My husband was more than surprised, I think he thought it was a set up! Really? he asked, for real? You want to go now? For tea? Um okay, let’s go! Are you sure? Okay, let me get my shoes on.

Success! It wasn’t much, but it was progress. And I felt good about it. And, it wasn’t so bad. Really it was okay. Just one foot in front of the other, talking away, and it was over soon enough.

And even more surprisingly that wasn’t the end of my walking. I had to go for a blood test on Thursday morning which was a third of the way up to the shopping centre. I had scripts in my bag to get dispensed later, but on the way out the idea popped into my head that I could walk up and get them done right now; forget driving up later and fighting for a car park.

What?!? This never happens! My brain never suggests doing more physical work than what is essential for life itself! And I certainly would never agree with it! But it did, and I did, and off we toddled up the hill once again! It’s all kind of amazing; I’m kind of incredulous at myself as I write this down! Maybe my time has come to get up and going; who knows? But once again I survived the effort, and I actually felt pretty good about myself. This is definitely a good week! I mean all I did was walk 2km with a 30 minute break in the middle…but that’s big for me. Sad, but true.

The second thing that I was pleased with was about my job. Something that gets under my skin a bit from time to time is my work status. I started back at work on a 4 month contract which was fine for getting back to work. Then I interviewed again and won a 2 month contract, after a period of a month when I was out of contract but still working, semi-casually. I didn’t have to interview the third time and got a one month contract that had nearly expired by the time I was given it to sign! So after a total of 8.5 months of work, I’ve had 7 months work officially although I was paid for all 8.5 months. And now I’m out of contract again.

The difference this time is there aren’t any hours left over so that I can just keep working. My contract is up, I don’t have any rostered shifts for next week, and I’m kind of officially out of work. Sort of. They’re getting back to me. I wasn’t sure of the exact date that the hours were up, so on Monday after a week off work and not having heard anything, I decided to turn up anyway; I could always go home, right? But I got 2 days work so all’s well that ends well.
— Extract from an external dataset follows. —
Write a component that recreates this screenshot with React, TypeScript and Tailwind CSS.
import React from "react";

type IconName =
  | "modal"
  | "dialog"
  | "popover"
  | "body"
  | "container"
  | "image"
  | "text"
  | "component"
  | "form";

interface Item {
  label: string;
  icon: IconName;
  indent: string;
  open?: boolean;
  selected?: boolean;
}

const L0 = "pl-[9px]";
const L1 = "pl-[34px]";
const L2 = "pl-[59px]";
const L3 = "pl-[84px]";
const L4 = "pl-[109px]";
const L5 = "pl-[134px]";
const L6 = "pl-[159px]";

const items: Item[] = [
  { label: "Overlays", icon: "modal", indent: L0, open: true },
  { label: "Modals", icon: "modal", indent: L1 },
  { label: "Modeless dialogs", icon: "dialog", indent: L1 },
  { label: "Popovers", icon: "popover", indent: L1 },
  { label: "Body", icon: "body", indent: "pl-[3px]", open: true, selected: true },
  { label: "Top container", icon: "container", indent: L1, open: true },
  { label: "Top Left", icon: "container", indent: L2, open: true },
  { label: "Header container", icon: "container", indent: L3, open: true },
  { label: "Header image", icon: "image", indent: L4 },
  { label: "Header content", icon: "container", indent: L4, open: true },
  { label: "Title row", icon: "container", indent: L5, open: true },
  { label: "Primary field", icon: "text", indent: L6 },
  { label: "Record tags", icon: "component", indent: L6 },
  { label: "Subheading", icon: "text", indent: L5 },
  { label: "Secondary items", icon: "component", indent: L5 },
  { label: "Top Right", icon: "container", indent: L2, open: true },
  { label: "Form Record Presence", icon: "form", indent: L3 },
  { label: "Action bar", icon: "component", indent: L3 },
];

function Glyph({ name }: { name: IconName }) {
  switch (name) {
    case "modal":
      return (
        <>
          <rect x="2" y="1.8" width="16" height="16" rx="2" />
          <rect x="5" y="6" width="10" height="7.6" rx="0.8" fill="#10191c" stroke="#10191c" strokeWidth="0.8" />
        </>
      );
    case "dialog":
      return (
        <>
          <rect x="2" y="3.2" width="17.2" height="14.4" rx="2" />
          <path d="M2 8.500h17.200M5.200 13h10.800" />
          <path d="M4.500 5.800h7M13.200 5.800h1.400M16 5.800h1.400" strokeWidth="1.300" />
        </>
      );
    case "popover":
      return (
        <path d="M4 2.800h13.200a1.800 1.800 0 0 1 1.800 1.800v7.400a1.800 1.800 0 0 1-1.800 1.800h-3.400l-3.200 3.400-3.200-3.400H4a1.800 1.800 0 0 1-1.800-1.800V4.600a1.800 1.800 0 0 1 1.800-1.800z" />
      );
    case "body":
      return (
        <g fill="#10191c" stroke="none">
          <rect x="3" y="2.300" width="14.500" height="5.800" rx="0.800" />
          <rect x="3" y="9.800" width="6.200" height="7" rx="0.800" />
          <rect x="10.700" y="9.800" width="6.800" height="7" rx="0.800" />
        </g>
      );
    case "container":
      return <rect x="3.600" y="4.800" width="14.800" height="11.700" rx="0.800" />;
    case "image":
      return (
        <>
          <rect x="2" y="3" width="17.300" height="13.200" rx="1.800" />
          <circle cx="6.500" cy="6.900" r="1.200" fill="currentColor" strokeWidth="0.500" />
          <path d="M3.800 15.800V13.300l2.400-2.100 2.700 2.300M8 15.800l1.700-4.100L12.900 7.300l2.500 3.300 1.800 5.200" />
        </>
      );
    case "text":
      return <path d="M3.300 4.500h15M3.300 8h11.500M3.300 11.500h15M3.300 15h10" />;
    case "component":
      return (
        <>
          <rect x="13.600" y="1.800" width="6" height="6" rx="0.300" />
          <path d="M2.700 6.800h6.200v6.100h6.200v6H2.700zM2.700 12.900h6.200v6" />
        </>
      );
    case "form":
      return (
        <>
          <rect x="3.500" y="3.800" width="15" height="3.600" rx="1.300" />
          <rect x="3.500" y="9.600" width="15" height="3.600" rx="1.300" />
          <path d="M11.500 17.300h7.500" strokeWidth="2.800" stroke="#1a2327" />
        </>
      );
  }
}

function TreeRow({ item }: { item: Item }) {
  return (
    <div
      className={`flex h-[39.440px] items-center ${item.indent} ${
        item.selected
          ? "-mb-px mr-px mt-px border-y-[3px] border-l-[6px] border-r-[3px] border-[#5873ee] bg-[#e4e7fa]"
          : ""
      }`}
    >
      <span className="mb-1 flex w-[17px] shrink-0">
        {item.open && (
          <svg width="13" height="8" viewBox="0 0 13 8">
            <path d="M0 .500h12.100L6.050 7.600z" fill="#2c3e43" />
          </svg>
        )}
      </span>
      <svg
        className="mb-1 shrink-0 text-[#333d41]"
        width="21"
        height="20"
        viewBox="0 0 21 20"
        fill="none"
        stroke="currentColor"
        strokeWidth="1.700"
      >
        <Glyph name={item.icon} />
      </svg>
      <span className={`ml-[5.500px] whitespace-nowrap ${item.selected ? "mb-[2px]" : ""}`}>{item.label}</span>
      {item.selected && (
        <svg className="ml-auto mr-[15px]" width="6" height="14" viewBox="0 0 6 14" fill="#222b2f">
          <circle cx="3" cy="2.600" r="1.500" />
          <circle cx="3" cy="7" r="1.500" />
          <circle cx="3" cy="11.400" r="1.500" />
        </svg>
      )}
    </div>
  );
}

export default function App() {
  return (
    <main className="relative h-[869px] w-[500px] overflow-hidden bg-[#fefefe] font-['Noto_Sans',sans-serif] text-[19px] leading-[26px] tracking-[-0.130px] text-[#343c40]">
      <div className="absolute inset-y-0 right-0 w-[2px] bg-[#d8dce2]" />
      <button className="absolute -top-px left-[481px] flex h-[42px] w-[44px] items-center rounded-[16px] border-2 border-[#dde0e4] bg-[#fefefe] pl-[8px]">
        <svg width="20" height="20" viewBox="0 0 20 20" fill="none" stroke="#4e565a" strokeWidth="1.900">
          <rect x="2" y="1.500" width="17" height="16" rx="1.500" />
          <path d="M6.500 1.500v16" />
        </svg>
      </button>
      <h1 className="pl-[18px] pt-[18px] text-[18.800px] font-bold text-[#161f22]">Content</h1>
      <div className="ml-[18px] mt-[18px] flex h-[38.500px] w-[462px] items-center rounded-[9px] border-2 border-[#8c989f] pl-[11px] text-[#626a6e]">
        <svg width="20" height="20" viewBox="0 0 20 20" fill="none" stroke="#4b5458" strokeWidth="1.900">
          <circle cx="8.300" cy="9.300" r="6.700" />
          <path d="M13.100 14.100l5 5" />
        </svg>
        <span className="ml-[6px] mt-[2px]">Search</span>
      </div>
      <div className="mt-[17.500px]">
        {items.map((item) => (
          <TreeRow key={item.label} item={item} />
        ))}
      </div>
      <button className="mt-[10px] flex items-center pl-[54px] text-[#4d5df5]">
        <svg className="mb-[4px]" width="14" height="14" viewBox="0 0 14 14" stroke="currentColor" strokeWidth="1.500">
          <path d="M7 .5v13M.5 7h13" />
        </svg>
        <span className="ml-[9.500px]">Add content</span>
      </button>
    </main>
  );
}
But now I’m in work limbo until I get that decisive phone call sometime. It was meant to be Monday, then Tuesday, then I’ll call you. But they never did. We’re meant to be having this sit down chat about what’s available etc, and I have interviewed AGAIN for the 3rd time since June 2015…but there’s obviously something going on.

But instead of freaking out and wondering what I’ve done to make them not like me, or stress about whether I didn’t answer the questions right, or whether the practical question didn’t go well, I’m kind of philosophical about it. Of course now that I’m back at it I’d rather work than not, but if this waiting for a contract means a couple of weeks off then I’ll definitely be making the most of it. Catching up with friends, birdwatching, doing stuff around the house, riding my bike…I’ve got a bit of a list building up. Most importantly I’m calm and okay with it all. It’s not ideal, but hey, gotta make the most of any time to use as I like.
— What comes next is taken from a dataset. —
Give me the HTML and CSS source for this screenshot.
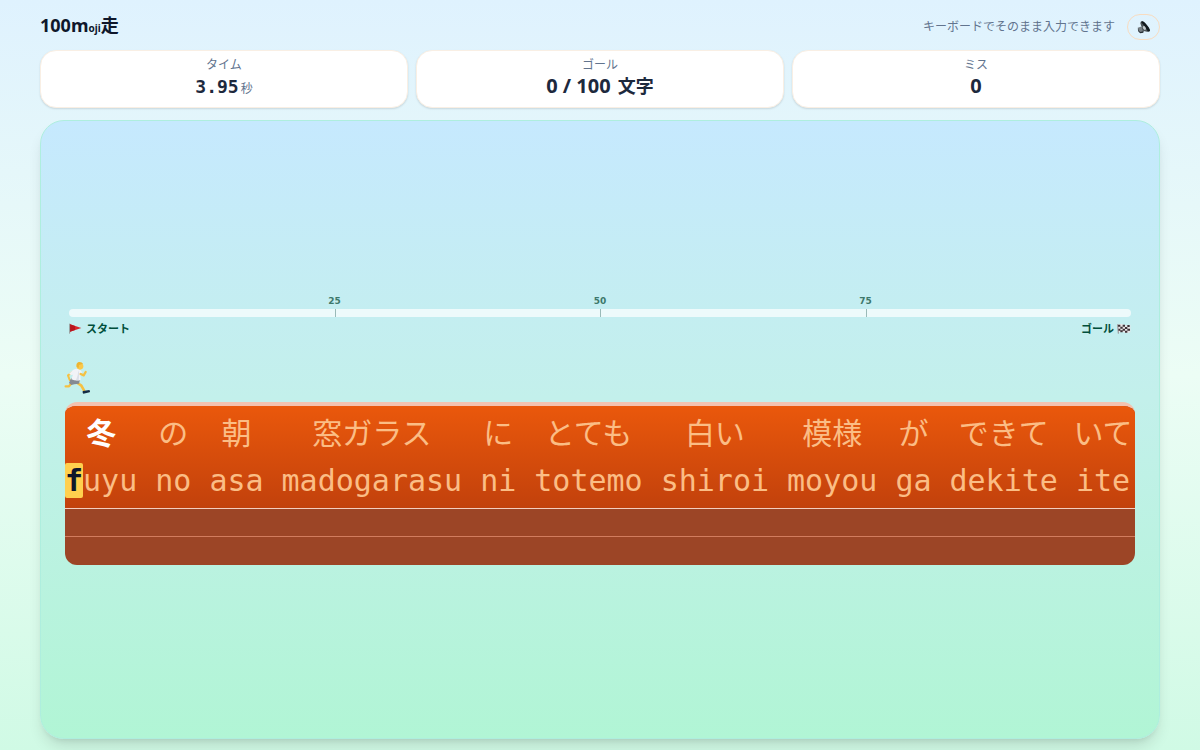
FILE: index.html
```html
<!DOCTYPE html>
<html lang="ja">
<head>
<meta charset="utf-8">
<meta name="viewport" content="width=device-width, initial-scale=1">
<title>100moji走</title>
<link rel="stylesheet" href="styles.css">
</head>
<body>
<div class="app">
  <header class="header">
    <h1 class="logo">100m<span class="logo-sub">oji</span>走</h1>
    <p class="hint">キーボードでそのまま入力できます</p>
    <button class="sound" type="button" aria-label="サウンド">
      <svg width="14" height="14" viewBox="0 0 42 42" aria-hidden="true">
        <path d="M2 23l9-3 9 5-1 11-8 3q-8-5-9-16z" fill="#777f84"/>
        <path d="M10 10q0-7 7-6 6 2 12 10 9 10 10 17-1 5-9 4l-13-3-4-13z" fill="#4d5559"/>
        <path d="M12 6q5-5 12 3 11 11 15 22 0 5-7 3-5-13-20-28z" fill="#11191d"/>
        <ellipse cx="22" cy="24" rx="4" ry="6" transform="rotate(-35 22 24)" fill="#c3cbce"/>
        <path d="M3 24q1 9 8 12l9-3-1 5-9 2q-9-5-7-16z" fill="#272f34"/>
      </svg>
    </button>
  </header>
  <section class="stats">
    <div class="stat"><span class="stat-label">タイム</span><p class="stat-value"><span class="time">3.95</span><span class="unit">秒</span></p></div>
    <div class="stat"><span class="stat-label">ゴール</span><p class="stat-value">0 / 100 <span class="chars">文字</span></p></div>
    <div class="stat"><span class="stat-label">ミス</span><p class="stat-value">0</p></div>
  </section>
  <main class="field">
    <div class="progress">
      <div class="marks"><span></span><span class="mark">25</span><span class="mark">50</span><span class="mark">75</span></div>
      <div class="bar"><span></span><span class="tick"></span><span class="tick"></span><span class="tick"></span></div>
      <div class="ends">
        <span class="end">
          <svg width="14" height="11" viewBox="0 0 42 33" aria-hidden="true">
            <path d="M3 4l34 11L3 26z" fill="#d7262b"/>
            <path d="M3 4l15 5v12L3 26z" fill="#b9151d"/>
            <path d="M2 2v30" stroke="#7b6a68" stroke-width="2"/>
          </svg>スタート</span>
        <span class="end">ゴール<svg width="14" height="11" viewBox="0 0 42 33" aria-hidden="true">
            <path d="M2 5q10-4 19 0t19 0v23q-10 4-19 0T4 28z" fill="#e7e5e6"/>
            <path d="M3 5h7v6H3zM17 5h7v6h-7zM31 6h7v6h-7zM10 11h7v6h-7zM24 12h7v6h-7zM4 17h6v6H4zM17 17h7v6h-7zM31 17h8v6h-8zM10 22h7v6h-7zM24 23h7v6h-7z" fill="#3c3237"/>
            <path d="M2 4l2 28" stroke="#74585a" stroke-width="2"/>
          </svg></span>
      </div>
    </div>
    <div class="runner">
      <svg width="32" height="42" viewBox="0 0 96 126" role="img" aria-label="ランナー">
        <path d="M32 48l-14 10 5 14" fill="none" stroke="#f5c142" stroke-width="6" stroke-linecap="round" stroke-linejoin="round"/>
        <path d="M30 80L21 91l-10 0" fill="none" stroke="#f5c142" stroke-width="7" stroke-linejoin="round" stroke-linecap="round"/>
        <path d="M42 78l16 11 8 14" fill="none" stroke="#f5c142" stroke-width="8" stroke-linejoin="round" stroke-linecap="round"/>
        <path d="M29 66l25 4-3 13-14 2-9 2-7-6q2-9 8-15z" fill="#858a92"/>
        <path d="M34 41q12-5 20 0l6 7-5 9 1 15q-14 4-28-2l5-14-6 1-6-4z" fill="#f2f3f7"/>
        <path d="M49 43l3 12-2 18-8 0 5-15z" fill="#dce0e8"/>
        <path d="M56 54l9 4 6-10" fill="none" stroke="#f5c142" stroke-width="7" stroke-linejoin="round" stroke-linecap="round"/>
        <circle cx="54" cy="31" r="10" fill="#fac84b"/>
        <path d="M44 33q-3-12 6-15 10-1 13 5l-12 4-1 9z" fill="#edb431"/>
        <path d="M62 105l20-3q4 4 1 7l-19 4q-3-2-2-8z" fill="#142c43"/>
      </svg>
    </div>
    <div class="track">
      <div class="lane">
        <div class="word active"><span class="kana">冬</span><span class="romaji"><mark class="cursor">f</mark>uyu</span></div>
        <div class="word"><span class="kana">の</span><span class="romaji">no</span></div>
        <div class="word"><span class="kana">朝</span><span class="romaji">asa</span></div>
        <div class="word"><span class="kana">窓ガラス</span><span class="romaji">madogarasu</span></div>
        <div class="word"><span class="kana">に</span><span class="romaji">ni</span></div>
        <div class="word"><span class="kana">とても</span><span class="romaji">totemo</span></div>
        <div class="word"><span class="kana">白い</span><span class="romaji">shiroi</span></div>
        <div class="word"><span class="kana">模様</span><span class="romaji">moyou</span></div>
        <div class="word"><span class="kana">が</span><span class="romaji">ga</span></div>
        <div class="word"><span class="kana">できて</span><span class="romaji">dekite</span></div>
        <div class="word"><span class="kana">いて</span><span class="romaji">ite</span></div>
      </div>
      <div class="strip"></div>
      <div class="strip"></div>
    </div>
  </main>
</div>
</body>
</html>
```
FILE: styles.css
```css
* { box-sizing: border-box; }
body {
  margin: 0;
  min-height: 100vh;
  background: linear-gradient(#dff2fe, #ecfdf5 50%, #d0fae5);
  color: #1d293d;
  font-family: "Noto Sans", "Noto Sans CJK JP", sans-serif;
}
h1, p { margin: 0; }
svg { display: block; flex: none; }
.app {
  display: flex;
  flex-direction: column;
  height: 100vh;
  padding: 12px 40px 11px;
}
.header { display: flex; align-items: center; height: 29px; }
.logo { flex: 1; font-size: 18px; line-height: 28px; font-weight: 700; color: #0f172b; }
.logo-sub { font-size: 10px; }
.hint { font-size: 12px; line-height: 16px; color: #62748e; }
.sound {
  display: flex;
  align-items: center;
  justify-content: center;
  width: 33px;
  height: 26px;
  margin-left: 12px;
  padding: 0;
  border: 1px solid #f8dcc0;
  border-radius: 13px;
  background: transparent;
}
.stats { display: grid; grid-template-columns: repeat(3, 1fr); gap: 8px; margin-top: 9px; }
.stat {
  height: 58px;
  padding: 6px 12px;
  border: 1px solid #f9efe4;
  border-radius: 16px;
  background: #fff;
  box-shadow: 0 1px 2px rgba(0, 0, 0, .12);
  text-align: center;
}
.stat-label { display: block; font-size: 12px; line-height: 16px; color: #62748e; }
.stat-value { font-size: 20px; line-height: 26px; font-weight: 700; }
.chars { margin-left: 2px; font-size: 18px; }
.time { font-family: "DejaVu Sans Mono", monospace; font-size: 18px; }
.unit { margin-left: 2px; font-size: 12px; font-weight: 400; color: #62748e; }
.field {
  flex: 1;
  display: flex;
  flex-direction: column;
  justify-content: center;
  margin-top: 12px;
  padding: 0 24px 2px;
  border: 1px solid #aeeede;
  border-radius: 24px;
  background: linear-gradient(#c6e9fe, #c3f0eb 45%, #b1f5d5);
  box-shadow: 0 10px 15px -3px rgba(0, 0, 0, .12), 0 4px 6px -4px rgba(0, 0, 0, .12);
}
.progress { padding: 0 4px; }
.marks, .bar { display: grid; grid-template-columns: repeat(4, 1fr); }
.mark {
  width: max-content;
  font-family: "DejaVu Sans", sans-serif;
  font-size: 9px;
  line-height: 16px;
  font-weight: 700;
  color: #3d786b;
  transform: translateX(-50%);
}
.bar { height: 8px; border-radius: 4px; background: rgba(255, 255, 255, .7); }
.tick { width: 1px; background: #9abab8; }
.ends { display: flex; justify-content: space-between; margin-top: 4px; font-size: 11px; line-height: 16px; font-weight: 700; color: #004f3b; }
.end { display: flex; align-items: center; gap: 3px; }
.runner { height: 48px; margin: 17px 0 0 -3px; padding-top: 2px; }
.track { overflow: hidden; border-top: 4px solid #f3c3b0; border-radius: 12px; background: #9c4526; }
.lane {
  display: flex;
  gap: 18px;
  height: 102px;
  background: linear-gradient(#ea580c, #c2410c);
  color: #fbbd85;
}
.word { flex: none; display: flex; flex-direction: column; align-items: center; }
.kana { margin: 4px -8px 0; font-size: 30px; line-height: 46px; }
.romaji { margin-top: 2px; font-family: "DejaVu Sans Mono", monospace; font-size: 30px; line-height: 45px; }
.active .kana { font-weight: 700; color: #fff; }
.cursor { border-radius: 2px; background: #ffd04e; color: #0f172b; font-weight: 700; }
.strip { height: 28px; border-top: 1px solid #f5cdbf; }
.strip + .strip { height: 29px; border-top-color: #d27c5e; }
```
There’s a third item that’s in progress. I’m starting to feel like I can get tea again. It’s been forever, but the other night, if it wasn’t for my hubby’s superb timing I was going to make a start getting the dinner. It’s a sign of how things have been for so long, that me making dinner is something to write home about! Neither of us can remember when I last cooked a meal, or cooked anything for that matter. I used to love cooking, not meals so much, but I did it all the time. Then, like walking, it got later and less and eventually stopped altogether. My husband is the hero who took on all of the kitchen, as well as working full time, and he has single-handedly kept me fed with good food. I hate to think what I would have been eating left to my own devices! This is another moment where I think about the people living along fighting their battle and having to get themselves fed; my heart goes out to you and I admire whatever success you have in doing that.

I need to share with you that hubby is quite the chef now, a very good cook. I’m certainly not going to take away all the cooking from him as I tentatively return to the kitchen, but I feel like I’d like to get back into it. I feel like I’d enjoy it and it’s something that would be good for me. But I’ll still be leaving him plenty of space to fill.

There’s now a P.S. On Thursday we had something on and had to leave the house by 7.15pm. Hubby got home around 6.30pm or more and wouldn’t have had time to make dinner so that we had time to eat sensibly. But I’d gotten my head into the right space and gotten all the ingredients out before he got home so I was straight into it when he walked in, to his amazement! And kind of to mine. I mean it was lamb chops, with steamed carrots, broccoli and corn; nothing complicated! But I did it, I cooked a meal, I contributed to the household in some kind of meaningful way!

I know, I get it. For the rest of you housewives and working wives these are basic things that you do in your sleep! But it’s a sign of where I’ve been that walking any distance, dealing with life’s uncertainties and cooking a meal are milestones on the long path to recovery.

Well, what a week, what a time in my life. I know that it’s not all about me, but if it were, this is what you need to know about me right now. I don’t know if it will last; I don’t need to. Right now I’m happy, and it’s lovely, and I’m a-gunna enjoy it!!